Q: You get to work with some pretty funny guys.

 

BS: Ricky Gervais is in it, Christopher Guest is in it, Amy Adams, Hank Azaria…

 

CR: No Dick Van Dyke?

 

BS: Dick Van Dyke and Mickey Rooney make an appearance, Owen Wilson is back. It is a great amazing cast and we had an amazing time.

 

Q: Is that out this holiday season?

 

BS: No, Memorial Day.

 

Q: Ricky’s not intimidating to you?

 

BS: The first one we laughed so much, I’m a huge fan of his, but he’s the kind of guy that cracks up easier than anybody and he will crack himself up all the time. This time was worse than last time.
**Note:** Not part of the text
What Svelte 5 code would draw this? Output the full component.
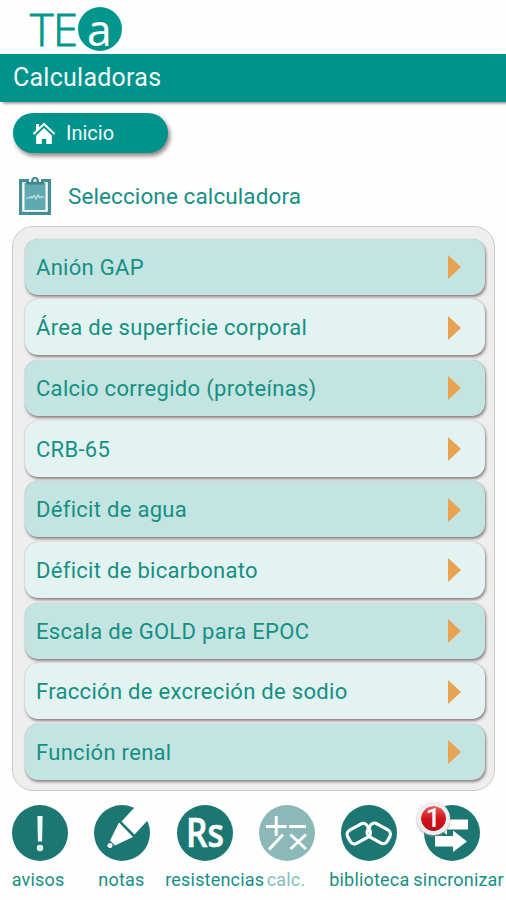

We only had one scene that we did together and there was so much laughing at each other it was worse than the Carol Burnett show.

 

Q: Chris, you said you might direct something next year?

 

CR: I don’t know, I’m reading stuff. We’ll see.

 

Q: Ben, you do have such a great cast in Night at the Museum 2. If you want someone to join the cast do you just call them?

 

BS: On the first one, like with Ricky I had done a bit on Extras and so I emailed him and said, “Hey, I’m doing this other movie, would you want to come and do it?” He read the script and he liked it and came on board. That’s how that happened. This one so many people had seen the movie and who were reaching out and wanted to be a part of it, which is really awesome so that was great.

 

CR: Why don’t you tell everyone who you turned down.

 

BS: This one was exciting to have all these different people. Chris Guest to me …

 

Q: What’s next?

 

BS: I don’t know.

 

Q: If not the Chicago 7 then what?

 

BS: I’m always thinking about things.

 

Q: It’s just that there have been long breaks between your projects.

 

BS: You’re talking about directing? I hope it is not that long. I’m sure it won’t be that long before I direct something again. I had such a good time working on Tropic Thunder. Chris and I were talking today and I was saying I would like to do something a little smaller next time and have fun with whatever that is.

 

Q: Would you do a Tropic Thunder sequel?

 

BS: No, I think that is a one off idea.